At Brighterly, we’re committed to illuminating your path in this journey, helping you make sense of complex concepts in an engaging and accessible way. With every article, we strive to turn the seemingly daunting world of mathematics into a fascinating and enjoyable exploration. Remember, every mathematical challenge is an opportunity to grow, and with terminating decimals under your belt, you’re one step closer to becoming a math whizz!
Frequently Asked Questions on Terminating Decimals
What is a terminating decimal?
A terminating decimal is a type of decimal number that concludes or “terminates” after a certain number of digits. Unlike non-terminating decimals that go on indefinitely, terminating decimals have a clear end point. For instance, the number 0.25 is a terminating decimal as it ends after two decimal places.

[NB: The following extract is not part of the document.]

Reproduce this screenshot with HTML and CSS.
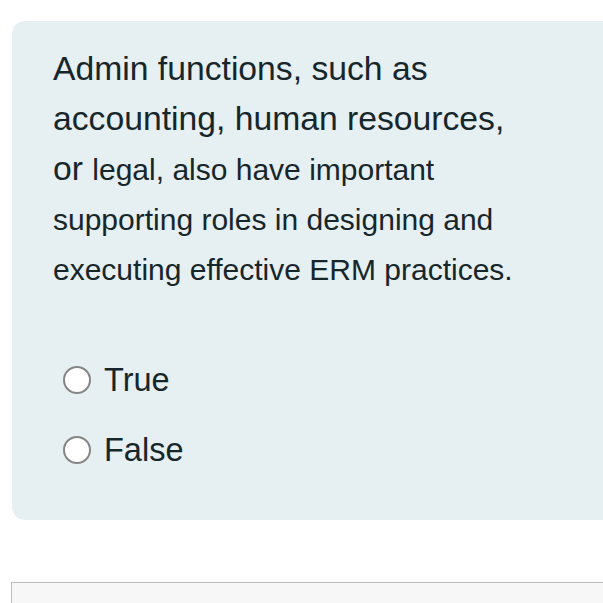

How do I know if a decimal is terminating?
Recognizing a terminating decimal involves examining the fractional equivalent of the decimal number. If the denominator of this fraction (when simplified to its lowest terms) is a power of 2, a power of 5, or a combination of both, the decimal representation of this fraction will be terminating. This rule arises from the fact that these are the prime factors of 10, which forms the base of our decimal system.
Are all rational numbers terminating decimals?
While all terminating decimals are indeed rational numbers, the converse isn’t always true. Rational numbers can be expressed as a fraction where both numerator and denominator are integers, and the denominator is not zero. However, not all fractions result in a terminating decimal. For instance, the fraction 1/3 is a rational number, but its decimal equivalent, 0.333…, does not terminate nor end, making it a non-terminating decimal.